そう尾﨏が語るように、近年は都心部のビルを中心にガスエンジンの需要が高まっている状況にある。近内が「川崎重工さんのガスエンジンは導入当初からカタログ通りの性能が出ており、私たちとしてもそのパフォーマンスには非常に満足しています」と語るように、麻布台ヒルズのエネルギーマネジメントにおいて川崎重工のガスエンジンは必要不可欠の存在となっていると言えるだろう。

社会インフラとしてのビルが果たすべき責任

こうしたガスエンジンの導入は、エネルギー効率のみならず、街のレジリエンス(災害対応力)を高めていくうえでも大きな意味をもつ。仮に施設がすべて電力によって駆動していると停電時に施設が機能しなくなってしまうが、都市ガスもエネルギー源の一つとすることで停電時も安定的に稼働できるからだ。とくに地震の多い日本においては、都市ガスの耐震性が高いこともあり、2011年の東日本大震災以降、ガスエンジンの需要が急速に高まった側面もあるという。

ガスエンジンが排出した蒸気はパイプを通じて熱源としても利用されている。

壁の向こう側には、緊急時に生活用水としても利用できる巨大な貯水槽がつくられているという。

麻布台ヒルズは災害時でも電力を100%供給できる設備を整えているほか、生活用水においても大規模な貯水槽や非常用の井戸を整備しているため、災害時でも安定した環境を確保できるという。こうした災害対策の背景には、森ビルの高い責任意識も伺える。

「森ビルは、常に社会に対して自分たちが果たすべき役割を強く意識しています。自家発電の導入は、単に働いたり買い物をしたりするだけの場所を提供するのではなく、仮に災害が起きても安心して働ける・暮らせる環境を確立することがデベロッパーとしての責任からきていますが、とくに東日本大震災でその姿勢が広く認知されたと感じます」

そう宮臺が語るように、都市におけるビルや商業施設は労働や消費のための場所ではなく、一種の社会インフラとしても機能している。気候変動も加速し地震の脅威も高まる日本においては、今後もインフラの要衝としてガスエンジンへの期待が高まっていくのかもしれない。

水素ベースの新しい街づくりに向かって

川崎重工と森ビルの挑戦は、麻布台ヒルズの完成をもってゴールを迎えたわけではない。
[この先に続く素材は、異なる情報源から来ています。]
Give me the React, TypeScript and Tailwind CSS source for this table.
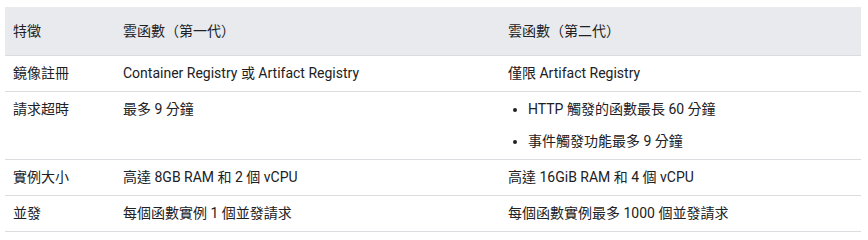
const rows = [
  { feature: '鏡像註冊', gen1: 'Container Registry 或 Artifact Registry', gen2: '僅限 Artifact Registry' },
  { feature: '請求超時', gen1: '最多 9 分鐘', gen2: ['HTTP 觸發的函數最長 60 分鐘', '事件觸發功能最多 9 分鐘'] },
  { feature: '實例大小', gen1: '高達 8GB RAM 和 2 個 vCPU', gen2: '高達 16GiB RAM 和 4 個 vCPU' },
  { feature: '並發', gen1: '每個函數實例 1 個並發請求', gen2: '每個函數實例最多 1000 個並發請求' },
];

export default function App() {
  return (
    <div className="bg-white w-[868px] h-[240px] pt-[7px] pl-[5px] font-['Roboto','Noto_Sans_CJK_TC',sans-serif] text-[14px] leading-[20px] text-[#202124]">
      <table className="w-[856px] border-collapse table-fixed">
        <colgroup>
          <col className="w-[110px]" />
          <col className="w-[385px]" />
          <col className="w-[361px]" />
        </colgroup>
        <thead>
          <tr className="bg-[#e8eaed] border-b border-[#dadce0]">
            <th className="h-[48px] text-left font-normal px-2 align-middle">特徵</th>
            <th className="text-left font-normal px-2 align-middle">雲函數（第一代）</th>
            <th className="text-left font-normal px-2 align-middle">雲函數（第二代）</th>
          </tr>
        </thead>
        <tbody>
          {rows.map((r) => (
            <tr key={r.feature} className="border-b border-[#dadce0]">
              <td className="px-2 h-[36px] align-top pt-[7px] pb-[8px]">{r.feature}</td>
              <td className="px-2 align-top pt-[7px] pb-[8px]">{r.gen1}</td>
              <td className="px-2 align-top pt-[7px] pb-[8px]">
                {Array.isArray(r.gen2) ? (
                  <ul className="list-disc pl-[20px] flex flex-col gap-[12px]">
                    {r.gen2.map((item) => (
                      <li key={item}>{item}</li>
                    ))}
                  </ul>
                ) : (
                  r.gen2
                )}
              </td>
            </tr>
          ))}
        </tbody>
      </table>
    </div>
  );
}
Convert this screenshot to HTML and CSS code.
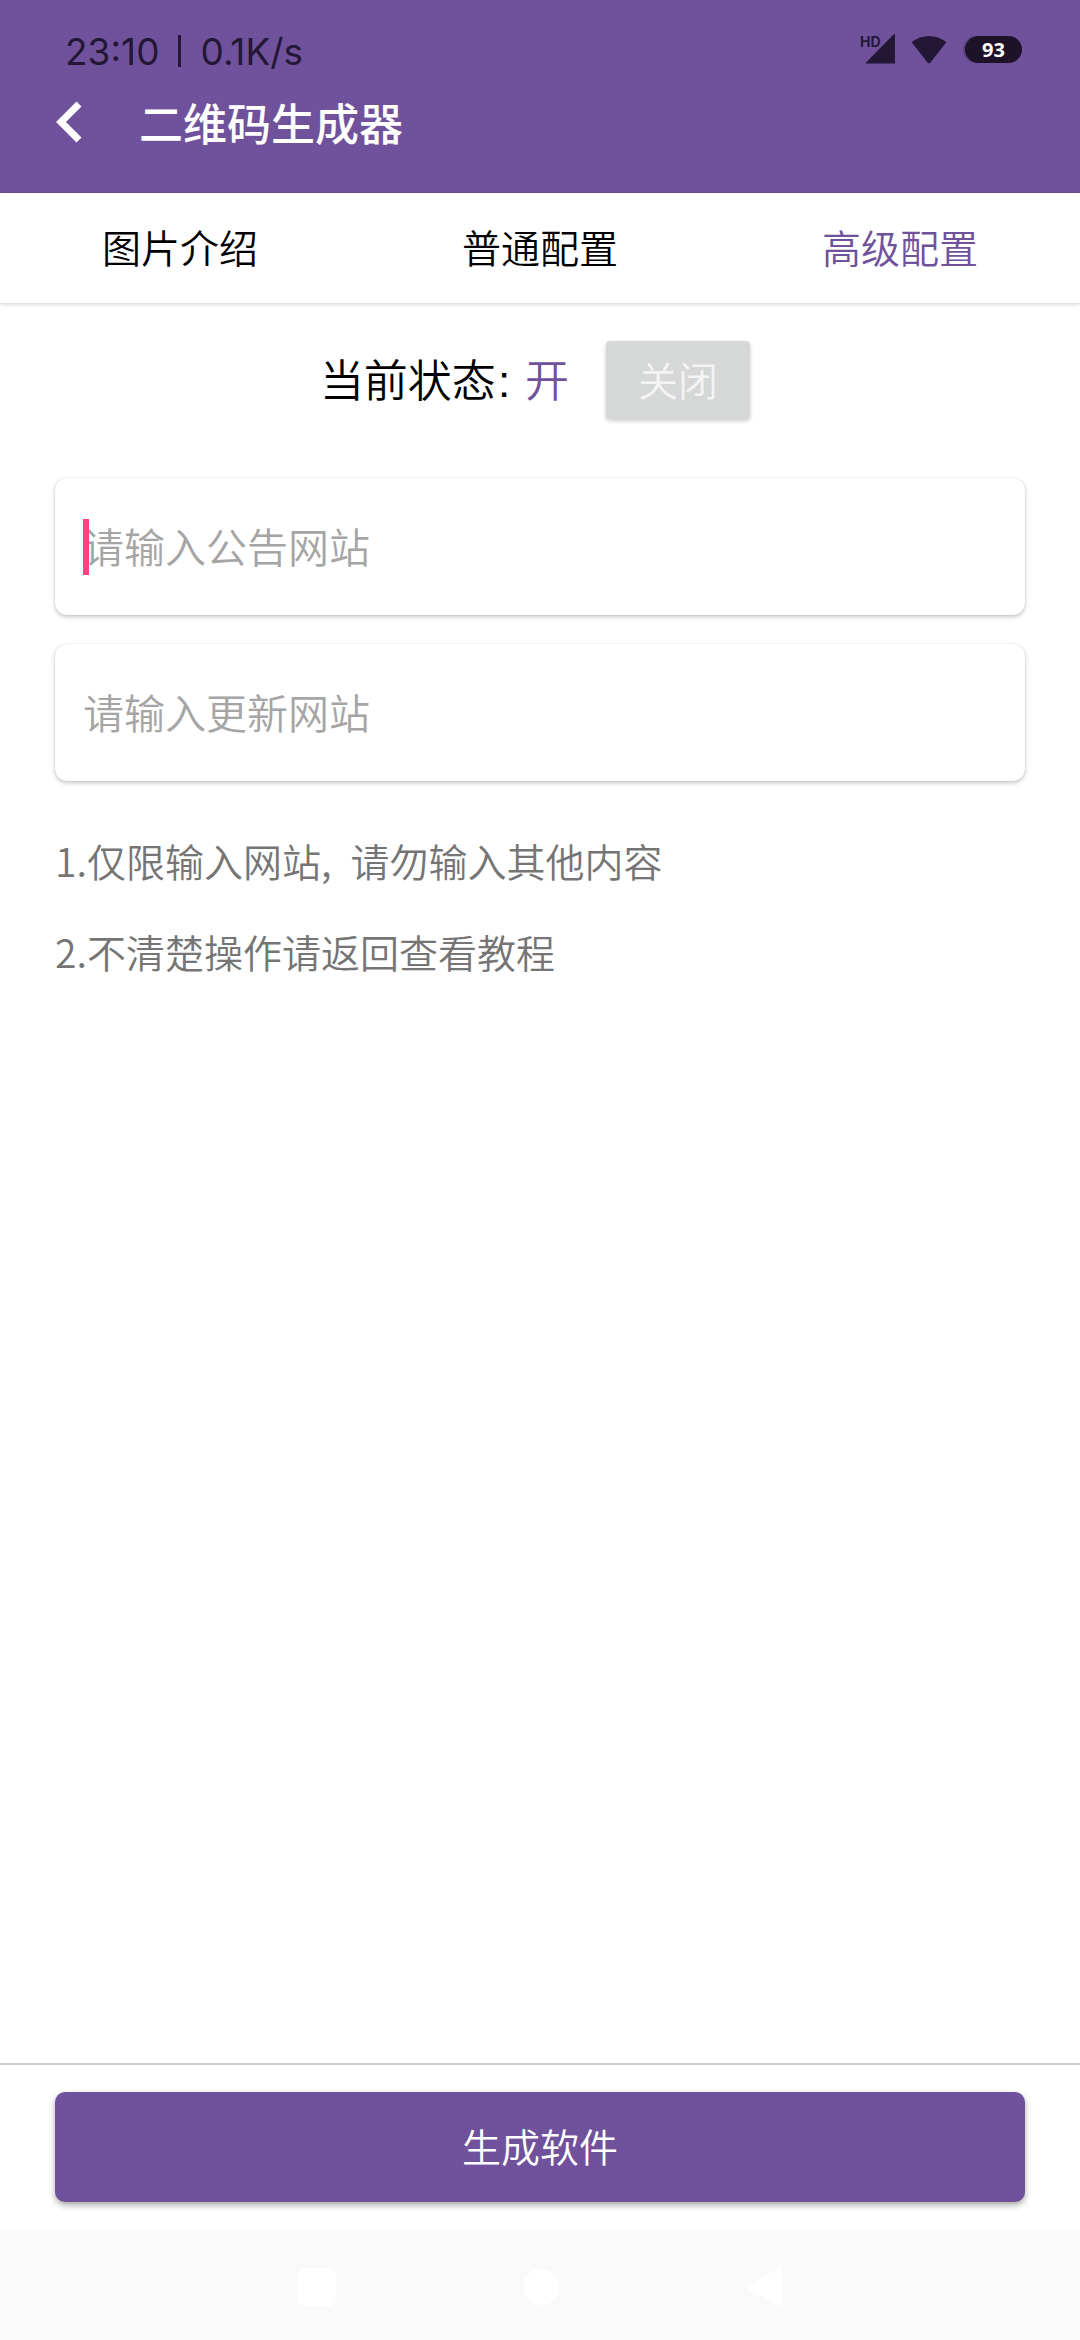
FILE: index.html
```html
<!DOCTYPE html>
<html lang="zh-CN">
<head>
  <meta charset="UTF-8" />
  <meta name="viewport" content="width=device-width, initial-scale=1.0"/>
  <title>二维码生成器</title>
  <link rel="stylesheet" href="styles.css">
</head>
<body>
  <div class="app">
    <!-- Header -->
    <header class="header">
      <div class="status-bar">
        <span class="status-text">23:10<i class="status-sep"></i>0.1K/s</span>
        <div class="status-icons">
          <span class="signal">
            <span class="signal-hd">HD</span>
            <svg width="30" height="30" viewBox="0 0 30 30"><path d="M30 1V29.500H1.500Q0 29.500 1 28.500L28.500 0.500Q30 -0.500 30 1Z" fill="#231735"/></svg>
          </span>
          <svg class="wifi" width="36" height="30" viewBox="0 0 36 30"><path d="M0.500 8Q18 -4 35.500 8L19.500 28.500Q18 30 16.500 28.500Z" fill="#231735"/></svg>
          <span class="battery">93</span>
        </div>
      </div>
      <div class="title-bar">
        <svg class="back" width="30" height="44" viewBox="0 0 30 44"><path d="M24 4L6 22L24 40" fill="none" stroke="#fff" stroke-width="7"/></svg>
        <h1 class="title">二维码生成器</h1>
      </div>
    </header>

    <!-- Tabs -->
    <nav class="tabs">
      <div class="tab">图片介绍</div>
      <div class="tab">普通配置</div>
      <div class="tab tab-active">高级配置</div>
    </nav>

    <!-- Content -->
    <main class="content">
      <div class="state-row">
        <span class="state-label">当前状态<span class="state-colon">:</span><em class="state-value">开</em></span>
        <button class="state-btn" type="button">关闭</button>
      </div>
      <div class="field"><span class="caret"></span><span class="placeholder">请输入公告网站</span></div>
      <div class="field"><span class="placeholder">请输入更新网站</span></div>
      <p class="hint hint-first">1.仅限输入网站<span class="hint-comma">,</span>请勿输入其他内容</p>
      <p class="hint">2.不清楚操作请返回查看教程</p>
    </main>

    <!-- Footer -->
    <footer class="footer">
      <button class="submit" type="button">生成软件</button>
    </footer>

    <!-- System nav -->
    <div class="sys-nav">
      <span class="sys-square"></span>
      <span class="sys-circle"></span>
      <svg width="36" height="40" viewBox="0 0 36 40"><path d="M34 1.500V38.500L1 20Z" fill="#fff" stroke="#fff" stroke-width="2" stroke-linejoin="round"/></svg>
    </div>
  </div>
</body>
</html>
```

FILE: styles.css
```css
* {
  box-sizing: border-box;
}
body {
  margin: 0;
  background: #fff;
  font-family: "Noto Sans CJK SC", "Noto Sans", sans-serif;
  font-weight: 350;
}
.app {
  width: 1080px;
  height: 2340px;
  display: flex;
  flex-direction: column;
}
.header {
  height: 193px;
  background: #70529c;
  padding: 0 55px;
}
.status-bar {
  height: 100px;
  display: flex;
  justify-content: space-between;
  align-items: center;
  padding-left: 10px;
  padding-top: 2px;
}
.status-text {
  display: flex;
  align-items: center;
  font-family: Inter, sans-serif;
  font-weight: 400;
  font-size: 37px;
  color: #231735;
}
.status-sep {
  width: 3px;
  height: 32px;
  margin: 0 19px 0 19px;
  background: #231735;
}
.status-icons {
  display: flex;
  align-items: center;
  gap: 18px;
  margin-right: 3px;
  margin-top: -4px;
}
.signal {
  position: relative;
  display: block;
  width: 30px;
  height: 30px;
}
.signal-hd {
  position: absolute;
  left: -5px;
  top: -1px;
  font-family: Inter, sans-serif;
  font-size: 14px;
  font-weight: 700;
  color: #231735;
}
.wifi {
  margin-left: -2px;
}
.battery {
  width: 57px;
  height: 27px;
  border-radius: 14px;
  background: #1d1228;
  box-shadow: -2px 0 0 rgba(29, 18, 40, 0.25);
  color: #fff;
  font-family: "Open Sans", sans-serif;
  font-size: 20px;
  font-weight: 700;
  line-height: 27px;
  text-align: center;
}
.title-bar {
  display: flex;
  align-items: center;
  height: 50px;
  margin-top: -3px;
}
.back {
  width: 30px;
  margin-right: 54px;
}
.title {
  margin: 0;
  font-size: 44px;
  font-weight: 500;
  color: #fff;
}
.tabs {
  display: flex;
  height: 110px;
  background: #fff;
  box-shadow: 0 1px 4px rgba(0, 0, 0, 0.2);
}
.tab {
  flex: 1;
  display: flex;
  align-items: center;
  justify-content: center;
  padding-bottom: 4px;
  font-size: 39px;
  color: #000;
}
.tab-active {
  color: #70529c;
}
.content {
  flex: 1;
  padding: 0 55px;
}
.state-row {
  display: flex;
  align-items: center;
  justify-content: center;
  gap: 37px;
  margin-top: 38px;
  margin-bottom: 59px;
  padding-right: 10px;
}
.state-label {
  padding-bottom: 4px;
  font-size: 44px;
  color: #000;
}
.state-colon {
  margin: 0 15px 0 2px;
  font-family: "Liberation Sans", sans-serif;
}
.state-value {
  font-style: normal;
  color: #70529c;
}
.state-btn {
  width: 144px;
  height: 78px;
  padding-bottom: 4px;
  border: 0;
  border-radius: 4px;
  background: #d6d7d7;
  box-shadow: 0 2px 4px rgba(0, 0, 0, 0.2);
  color: #f4f4f4;
  font-family: inherit;
  font-weight: 350;
  font-size: 40px;
}
.field {
  position: relative;
  height: 137px;
  margin-bottom: 29px;
  padding: 0 0 4px 28px;
  display: flex;
  align-items: center;
  background: #fff;
  border-radius: 12px;
  box-shadow: 0 2px 4px rgba(0, 0, 0, 0.22), 0 0 1px rgba(0, 0, 0, 0.2);
}
.placeholder {
  font-size: 41px;
  color: #a5a5a5;
}
.caret {
  position: absolute;
  left: 28px;
  top: 41px;
  width: 6px;
  height: 56px;
  background: #ff3f80;
}
.hint {
  margin: 0 0 36px;
  font-size: 39px;
  line-height: 55px;
  color: #757575;
}
.hint-first {
  margin-top: 52px;
}
.hint-comma {
  margin-right: 19px;
}
.footer {
  height: 167px;
  padding: 27px 55px 0;
  border-top: 2px solid #cfcfcf;
}
.submit {
  width: 100%;
  height: 110px;
  padding-bottom: 6px;
  border: 0;
  border-radius: 10px;
  background: #70529c;
  box-shadow: 0 3px 6px rgba(0, 0, 0, 0.35);
  color: #fff;
  font-family: inherit;
  font-weight: 350;
  font-size: 39px;
}
.sys-nav {
  height: 110px;
  background: #fafafa;
  display: flex;
  align-items: center;
  justify-content: center;
  gap: 187px;
  padding-top: 4px;
}
.sys-square {
  width: 38px;
  height: 38px;
  border-radius: 8px;
  background: #fff;
}
.sys-circle {
  width: 36px;
  height: 36px;
  border-radius: 50%;
  background: #fff;
}
```
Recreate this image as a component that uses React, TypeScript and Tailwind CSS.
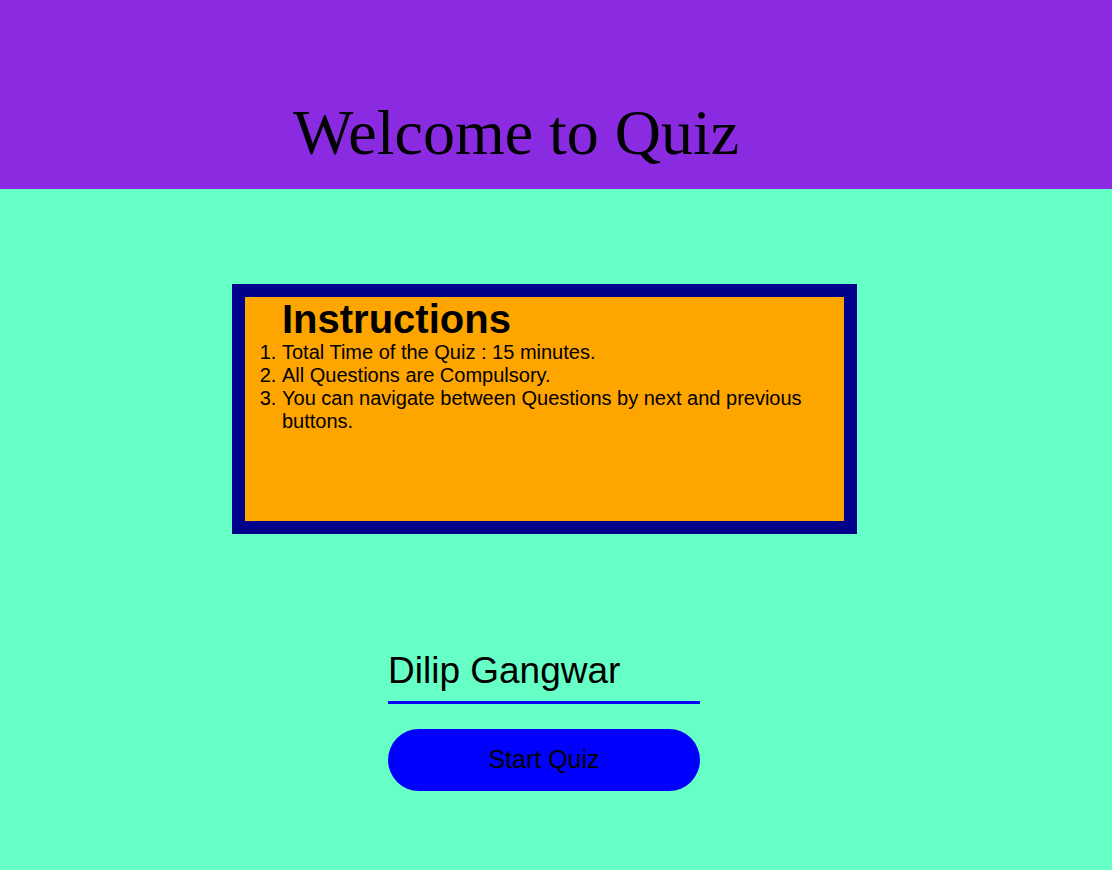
import React from "react";

export default function App() {
  return (
    <div className="min-h-[870px] w-full bg-[#66ffc6]" style={{ fontFamily: '"Liberation Sans", Arial, sans-serif' }}>
      <header className="h-[189px] bg-[#8a2be2] pt-[96px] pl-[293px]">
        <h1
          className="text-[64px] leading-[74px] font-normal text-black"
          style={{ fontFamily: '"Liberation Serif", "Times New Roman", serif' }}
        >
          Welcome to Quiz
        </h1>
      </header>

      <div className="flex flex-col items-start pl-[232px] pt-[95px]">
        <div className="w-[625px] h-[250px] border-[13px] border-[#00008b] bg-[#ffa500] text-black">
          <h2 className="pl-[37px] pt-[1px] text-[40px] leading-[43px] font-bold">Instructions</h2>
          <ol className="list-decimal pl-[37px] pr-[20px] text-[20px] leading-[23px]">
            <li>Total Time of the Quiz : 15 minutes.</li>
            <li>All Questions are Compulsory.</li>
            <li>You can navigate between Questions by next and previous buttons.</li>
          </ol>
        </div>
      </div>

      <div className="flex flex-col items-start pl-[388px] pt-[116px]">
        <input
          type="text"
          defaultValue="Dilip Gangwar"
          className="w-[312px] bg-transparent text-[37px] leading-[41px] pb-[10px] border-b-[3px] border-[#0000ff] outline-none text-black"
        />
        <button className="mt-[25px] w-[312px] h-[62px] rounded-full bg-[#0000ff] text-black text-[25px]">
          Start Quiz
        </button>
      </div>
    </div>
  );
}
今後はさらに環境に優しく快適な街づくりに向けた努力を進めていくと宮臺は語る。

ガスエンジンは15年に一度交換する必要があるため、地下5Fにはガスエンジンを搬出する巨大な扉が設けられている。

「近年はテナントの方々から再エネ供給の可否を尋ねられることがもはや一般的ともなっており、再エネ電力が導入されたビルでなければ入居しない、というテナントも少なくありません。現在は、非化石証書を活用することで実質的に再エネ電力100%の電力を麻布台ヒルズで供給していますが、中長期的には、例えばグリーン水素などを原料とするエンジンへ切り替えることも検討していく必要があります。そういったものに対応できる川崎重工さんのエンジン技術の発展にも期待しています」

こうした期待に対し、尾﨏は川崎重工もより環境負荷の低いエネルギーシステムの開発を進めていることを明かす。

「従来のガスエンジンは都市ガスや天然ガスを燃料として扱うことが一般的でしたが、現在私たちは燃やしてもCO2を排出しない水素を燃料とするエンジンを開発しています。いままさに神戸の自社工場で実証試験をしており、国内で初めて水素30%混焼の大型ガスエンジンの試運転に成功しました。また、世界初となる水素100%専焼技術の開発にも成功しており、カーボンニュートラルの切り札である水素エネルギーが街を明るく照らす未来もそう遠くないでしょう」

麻布台ヒルズの夜景は、川崎重工のガスエンジンによって生まれたものでもある。

こうした努力の背景には、同社が2017年に発表した「Kawasaki地球環境ビジョン2050」の思想がある。2050年に向けて事業活動を通じたCO2・廃棄物・有害化学物質のゼロエミッションを目指すこのビジョンの達成においても、水素の活用が今後ますます重要になっていくと尾﨏は続ける。

「水素をベースにした新たなエンジンの開発はもちろんのこと、水素のサプライチェーン構築にも取り組んでいます。水素をつくる・はこぶ・ためる・つかう——この4つの工程すべてに対してプロダクトの開発を進めており、水素サプライチェーンの構築を通じて社会課題の解決に貢献していくことを目指しています」

川崎重工と森ビルの挑戦は、むしろ始まったばかりなのかもしれない。全世界的に見ても気候変動をはじめとする環境問題に対する企業の責任が厳しく問われていくなか、どうすれば環境性能と快適性、災害時の強靭性を高いレベルで両立させられるのか──ガスエンジンによって支えられた麻布台ヒルズからは、これからの都市開発の新たなスタンダードが見えてくるはずだ。